Coalbrookvale (Glyn Nant-y-glo) is a village in the Ebbw Valley in Blaenau Gwent. It belongs in the community of Nantyglo and Blaina.

It is located 1.32 mi south of Brynmawr and 3.38 mi north of Abertillery. It is 21 mi from Newport. The A467 runs near to the village.

== History ==
In 1820 the Coalbrook Vale Iron works opened in the town, established by Mr George Brewer. He was originally from Coalbrookdale hence the similar name given to the area. The ironworks closed in 1878 but the coal mine remained in place, and had 613 employees in 1896. It was served by the Nantyglo railway station which had opened.
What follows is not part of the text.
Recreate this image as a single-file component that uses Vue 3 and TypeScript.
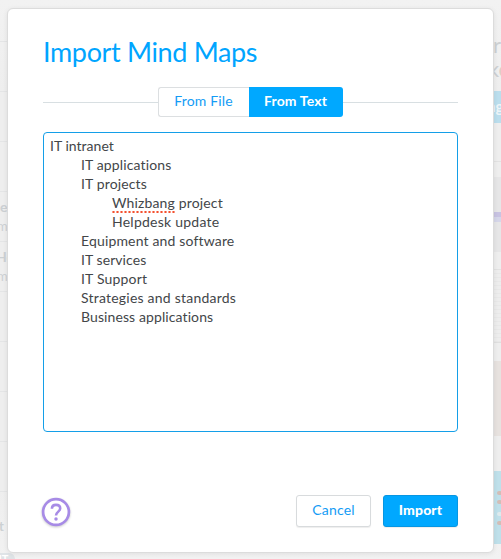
<script setup lang="ts">
interface OutlineLine {
  text: string
  level: number
  tracking: number
  misspelled?: string
}

const outline: OutlineLine[] = [
  { text: 'IT intranet', level: 0, tracking: 0.02 },
  { text: 'IT applications', level: 1, tracking: 0.14 },
  { text: 'IT projects', level: 1, tracking: 0.13 },
  { text: ' project', misspelled: 'Whizbang', level: 2, tracking: 0.15 },
  { text: 'Helpdesk update', level: 2, tracking: 0.24 },
  { text: 'Equipment and software', level: 1, tracking: 0.16 },
  { text: 'IT services', level: 1, tracking: 0.07 },
  { text: 'IT Support', level: 1, tracking: 0.18 },
  { text: 'Strategies and standards', level: 1, tracking: 0.22 },
  { text: 'Business applications', level: 1, tracking: 0.1 },
]

const rows: { title: string; meta: string }[] = [
  { title: '', meta: '' },
  { title: '', meta: '' },
  { title: '', meta: '' },
  { title: 'e', meta: 'm' },
  { title: 'He', meta: 'm' },
  { title: '', meta: '' },
  { title: '', meta: '' },
  { title: '', meta: '' },
  { title: '', meta: '' },
  { title: '', meta: 't l' },
]
</script>

<template>
  <div class="page">
    <div class="backdrop" aria-hidden="true">
      <div class="list">
        <div v-for="(row, i) in rows" :key="i" class="row">
          <span class="row-title">{{ row.title }}</span>
          <span class="row-meta">{{ row.meta }}</span>
        </div>
        <div class="pill">IT</div>
      </div>
      <div class="side">
        <div class="side-heading"><span>r</span><span>k<i>e</i></span></div>
        <div class="side-button">ng</div>
        <div class="side-gap"></div>
        <div class="thumb grey"><div class="stripe"></div></div>
        <div class="between"></div>
        <div class="thumb notes"></div>
        <div class="thumb tan"></div>
        <div class="thumb sky"><b></b><b></b><b class="pale"></b><b></b></div>
      </div>
    </div>

    <main class="dialog">
      <h1>Import Mind Maps</h1>
      <div class="tabs">
        <button class="tab" type="button">From File</button>
        <button class="tab active" type="button">From Text</button>
      </div>
      <div class="editor">
        <div v-for="(line, i) in outline" :key="i" class="line" :class="`level-${line.level}`">
          <span :style="{ letterSpacing: line.tracking + 'px' }"><span v-if="line.misspelled" class="misspelled">{{ line.misspelled }}</span>{{ line.text }}</span>
        </div>
      </div>
      <footer>
        <svg class="help" width="30" height="32" viewBox="0 0 30 32">
          <circle cx="15" cy="15" r="12.9" fill="#fff" stroke="#a78be6" stroke-width="2.7" />
          <path d="M10.9 11.8C10.9 9.2 12.5 7.9 15 7.9S19.2 9.3 19.2 11.6C19.2 14.5 15 14.9 15 18.5" fill="none" stroke="#a78be6" stroke-width="2.6" />
          <circle cx="15" cy="21.9" r="1.75" fill="#a78be6" />
        </svg>
        <button class="action" type="button">Cancel</button>
        <button class="action primary" type="button">Import</button>
      </footer>
    </main>
  </div>
</template>

<style>
body {
  margin: 0;
  background: #eee;
}
</style>

<style scoped>
.page {
  position: relative;
  width: 501px;
  height: 559px;
  overflow: hidden;
  box-sizing: border-box;
  padding: 8px 8px 6px 7px;
  font-family: Lato, "Liberation Sans", sans-serif;
  font-variant-ligatures: none;
  background: #eee;
}
.backdrop {
  position: absolute;
  inset: 0;
  display: flex;
  justify-content: space-between;
  background: linear-gradient(#f2f2f2, #eee 90px, #eee 490px, #f2f2f2);
}
.list {
  width: 16px;
  padding-top: 41px;
  box-sizing: border-box;
}
.row {
  height: 50px;
  box-sizing: border-box;
  border-top: 1px solid #e4e5e6;
  padding-top: 5px;
  display: flex;
  flex-direction: column;
  align-items: flex-start;
  white-space: nowrap;
  color: #ccd0d3;
}
.row-title {
  height: 19px;
  font-size: 14px;
  line-height: 19px;
  font-weight: 700;
}
.row:nth-child(5) .row-title {
  margin-left: -4px;
}
.row-meta {
  font-size: 13px;
  line-height: 20px;
  margin-left: -3px;
}
.row:nth-child(10) .row-meta {
  margin-left: -1px;
  font-weight: 700;
}
.pill {
  margin: 12px 0 0 -8px;
  width: 23px;
  height: 14px;
  border-radius: 6px;
  background: #dfe4e7;
  color: #fff;
  font-size: 11px;
  line-height: 11px;
  font-weight: 700;
  text-align: center;
}
.side {
  width: 10px;
  display: flex;
  flex-direction: column;
}
.side-heading {
  height: 58px;
  padding-top: 33px;
  display: flex;
  flex-direction: column;
  color: #cdd0d3;
  font-size: 22px;
  line-height: 24px;
  white-space: nowrap;
}
.side-heading span {
  margin-left: 2px;
}
.side-heading span + span {
  margin-left: -3px;
}
.side-heading i {
  color: #dfcdc6;
  font-style: normal;
}
.side-button {
  height: 32px;
  flex: none;
  background: #bbdeed;
  color: #edf5f8;
  font: 700 15px/31px Lato, sans-serif;
  text-indent: -4px;
}
.side-gap {
  height: 54px;
  box-sizing: border-box;
  background: linear-gradient(#e2e2e2, #e2e2e2) 0 38px / 100% 1px no-repeat;
  flex: none;
}
.thumb {
  flex: none;
}
.grey {
  height: 75px;
  background: #e6e6e7;
}
.stripe {
  height: 5px;
  background: #c8c3e2;
  border-bottom: 5px solid #d5d6e9;
  transform: translateY(35px);
}
.between {
  height: 18px;
  flex: none;
  box-sizing: border-box;
  border-bottom: 1px solid #e2e2e2;
}
.notes {
  height: 72px;
  margin-bottom: 18px;
  background: repeating-linear-gradient(#ededed 0 3px, #e8e8e8 3px 4px);
  border-bottom: 1px solid #dfdfdf;
}
.tan {
  height: 75px;
  margin-bottom: 35px;
  background: #e7e2df;
}
.sky {
  height: 73px;
  background: #bfe0ea;
  box-sizing: border-box;
  padding: 20px 0 0 6px;
  display: flex;
  flex-direction: column;
  gap: 5px;
}
.sky b {
  width: 5px;
  height: 4px;
  border-radius: 2px;
  background: #d3bdb6;
}
.sky .pale {
  background: #deeaed;
  margin-top: 3px;
}
.dialog {
  position: relative;
  box-sizing: border-box;
  width: 487px;
  height: 545px;
  border: 1px solid #dcdcdc;
  border-radius: 6px;
  background: #fff;
  padding: 26px 35px 0;
  box-shadow: 0 1px 5px rgba(0, 0, 0, 0.08);
  display: flex;
  flex-direction: column;
}
h1 {
  margin: 0;
  height: 52px;
  font-size: 27px;
  line-height: 34px;
  font-weight: 400;
  letter-spacing: -0.35px;
  color: #00a5ff;
  white-space: nowrap;
}
.tabs {
  display: flex;
  align-items: center;
  height: 30px;
  margin-bottom: 15px;
}
.tabs::before,
.tabs::after {
  content: "";
  height: 1px;
  flex: 1;
  background: #d8dfe2;
}
button {
  box-sizing: border-box;
  margin: 0;
  padding: 0 0 3px;
  font-family: Lato, "Liberation Sans", sans-serif;
  font-variant-ligatures: none;
  font-size: 14px;
  letter-spacing: 0.15px;
  white-space: nowrap;
  color: #149cf5;
  background: #fff;
  border: 1px solid #dcdfe1;
}
.tab {
  width: 91px;
  height: 30px;
  border-right: 0;
  border-radius: 3px 0 0 3px;
  padding-right: 1px;
}
.tab.active {
  width: 94px;
  border: 0;
  border-radius: 0 3px 3px 0;
  color: #fff;
  background: #00a8ff;
  font-weight: 700;
}
.editor {
  box-sizing: border-box;
  height: 300px;
  border: 1px solid #149fe8;
  border-radius: 4px;
  padding: 3px 6px;
  color: #434649;
  font-size: 14px;
}
.line {
  height: 19px;
  line-height: 19px;
  white-space: pre;
}
.level-1 {
  padding-left: 31px;
}
.level-2 {
  padding-left: 62px;
}
.misspelled {
  background: radial-gradient(circle at 1.5px 1px, #f4512f 0.9px, transparent 1.4px) 0 100% / 4px 2px repeat-x;
  padding-bottom: 2px;
}
footer {
  display: flex;
  align-items: center;
  margin-top: 63px;
  height: 32px;
}
.help {
  margin: 4px auto 0 -2px;
  filter: drop-shadow(0 1px 1px rgba(0, 0, 0, 0.2));
}
.action {
  width: 75px;
  height: 32px;
  border-color: #d8dbdd;
  border-radius: 3px;
  box-shadow: 0 1px 1px rgba(0, 0, 0, 0.07);
}
.action.primary {
  margin-left: 12px;
  border-color: #0796e2;
  background: #00a8ff;
  color: #fff;
  font-weight: 900;
}
</style>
By 1908 the mine had reduced to 116 employees and only one pit was still open. In 1918 it was taken over by Silvanus Jones & Co Ltd who added a drift to employ a total of 250 men. It closed in approximately 1938.

==Village today==
Facilities in Coalbrookvale include Ysgol Gymraeg Bro Helyg, Coed-Y-Garn Primary School, Tai Calon Community Housing, a Methodist church, a mosque, an ATM, and the nearby West Monmouthshire Golf Club. There are two large parks to the north and south of the village including Central Park.

Coalbrookvale House in the village is an example of an early 19th century managers house.

==Transport==
The village is a 26-minute walk, and 1.3 mi from Brynmawr where Brynmawr Bus Station offers services to Ebbw Vale Town railway station as well as buses to Cardiff, Newport, Tredegar, Pontypool, and Newbridge.

The town is served by the nearby bus stop which provides connections to Stagecoach South Wales services:

- X1 (Cwmbran-Brynmawr)
- X15 (Newport-Brynmawr and Abertillery)
- X1 (Cwmbran-Brynmawr and Pontypool)
- 91 (Abertillery)

==Governance==
The Nantyglo electoral ward serves the village. The ward is represented by Councillors John Edward Mason (Nantyglo, Ind), Peter Baldwin (Nantyglo, Lab), and Keri Rowson (Llanhilleth, Ind).

The area is represented in the Senedd by Alun Davies (Labour) and the Member of Parliament is Nick Smith (Labour).